Polish–Lithuanian nobleman (1594–1654)

Prince Aleksander Ludwik Radziwiłł (Aleksandras Liudvikas Radvila; 4 August 1594 - 30 March 1654) was a Polish–Lithuanian nobleman.

He was the Ordynat of Nieśwież, Stolnik (Master of the Pantry) of Lithuania since 1626, Krajczy (Carver) of Lithuania since 1630, governor of Brześć Litewski Voivodeship since 1631 to 1635, Court Marshal of Lithuania since 1635, Grand Marshal of Lithuania in 1637-1654 and voivode of Połock Voivodship during 1654. He also held the title Starost.

He married Tekla Anna Wołłowicz in 1626, Katarzyna Eugenia Tyszkiewicz in 1639 and Lucrezia Maria Strozzi in October, 1642 in Warsaw. His marriage to Katarzyna Eugenia Tyszkiewicz, widow of Konstanty Wiśniowiecki's son, led to the conflict between Aleksander Ludwik Radziwłł and Jeremi Wiśniowiecki over the inheritance of Konstanty.

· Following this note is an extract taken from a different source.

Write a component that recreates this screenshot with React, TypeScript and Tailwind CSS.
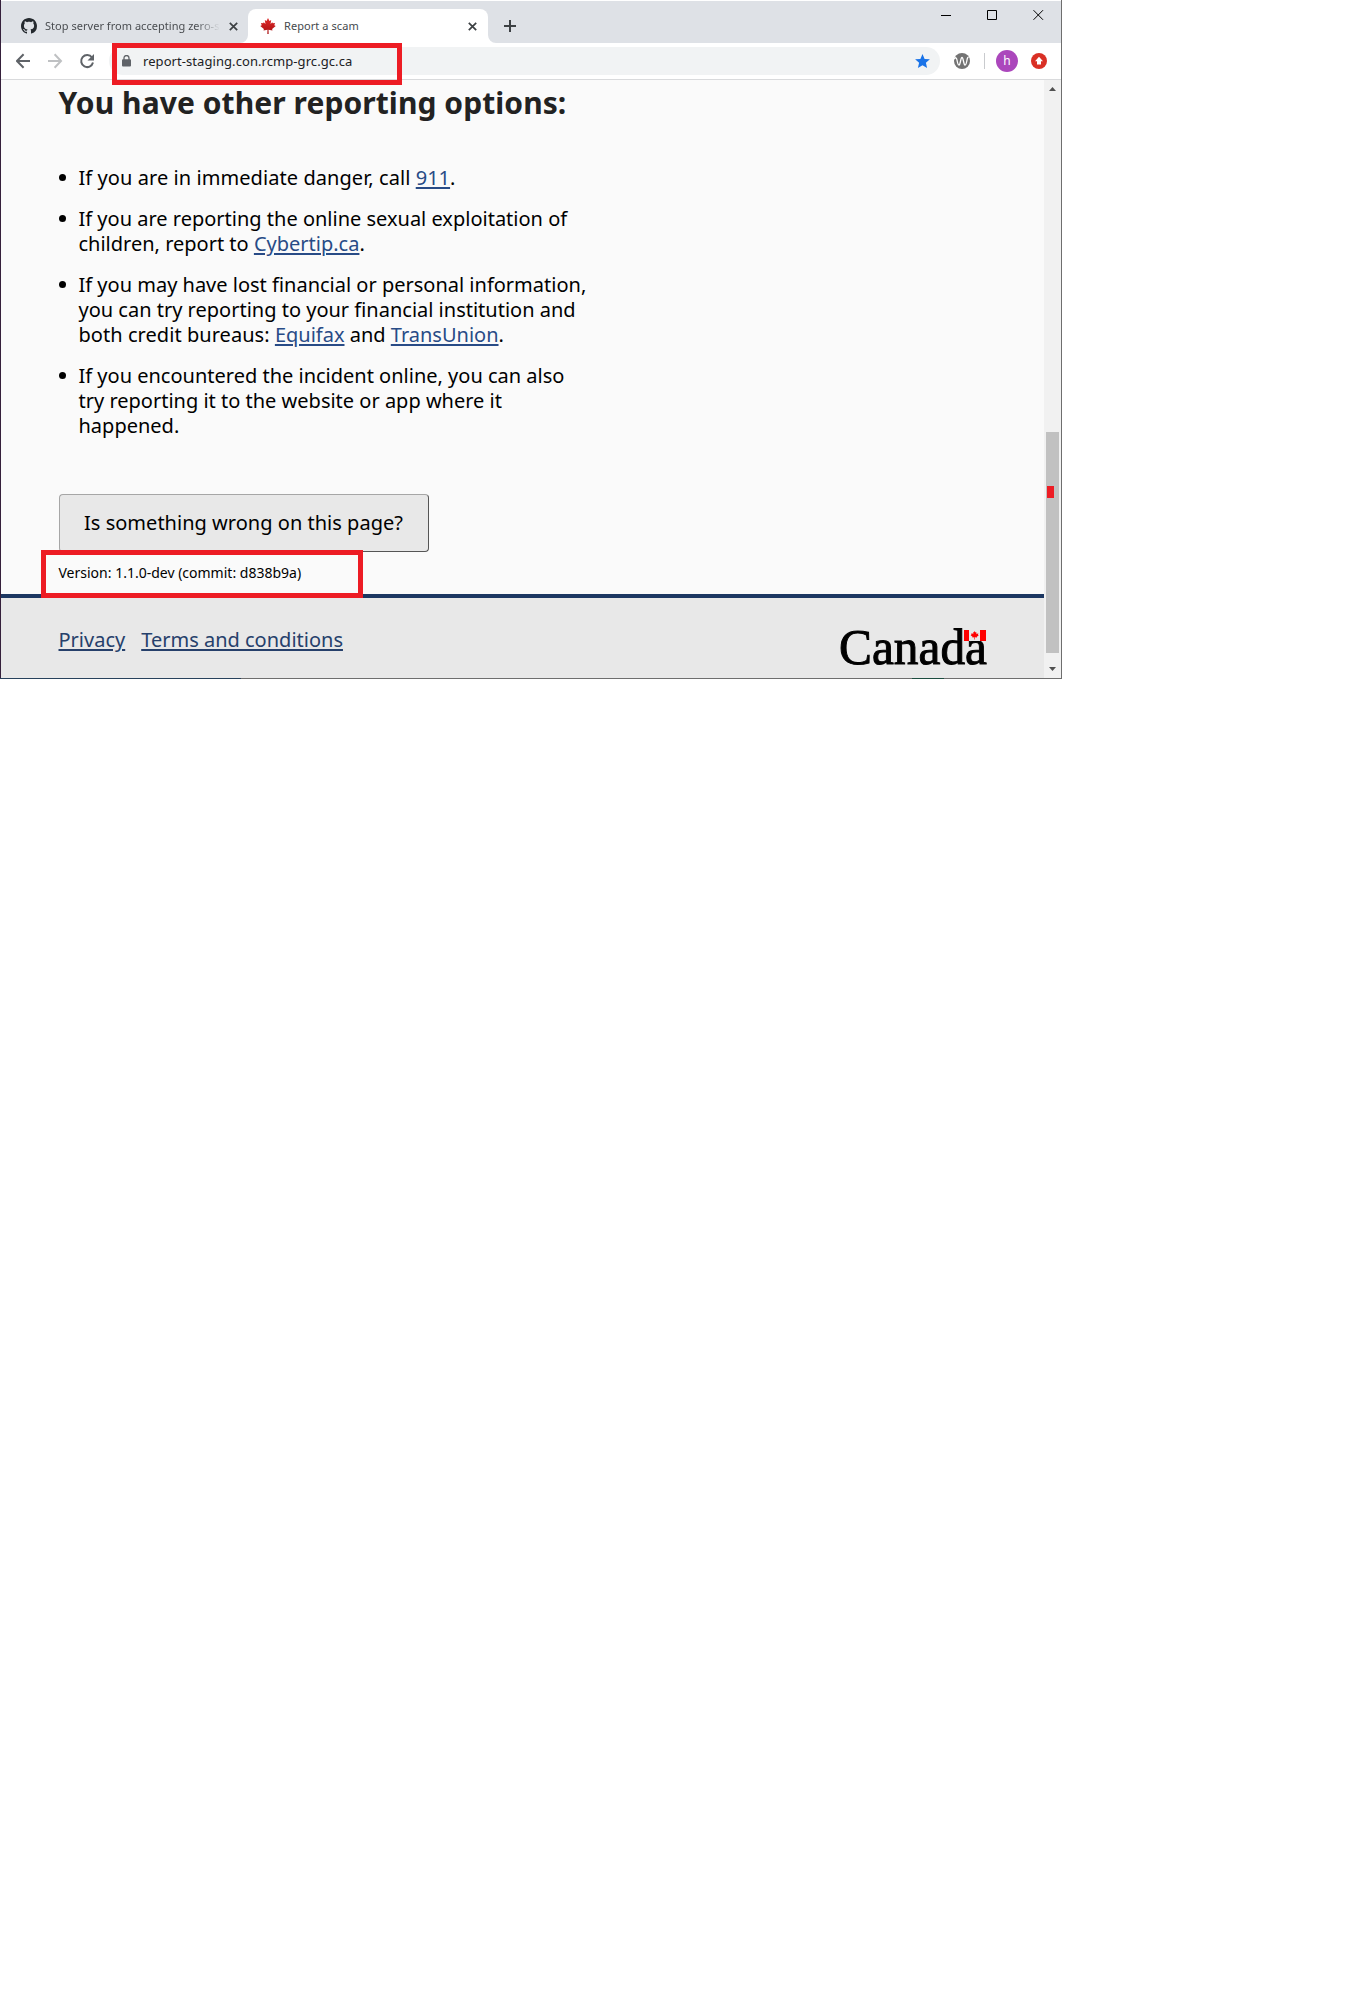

Eventually, Katarzyna defected to Jeremi's side and divorced Aleksander, who was forced to give up his claims.

He withdrew from politics during the reign of Sigismund III Vasa but supported his son, Władysław IV Vasa, in the election of 1632. However, towards the end of his life he distanced himself from Władysław, by opposing his plans of war with Ottomans.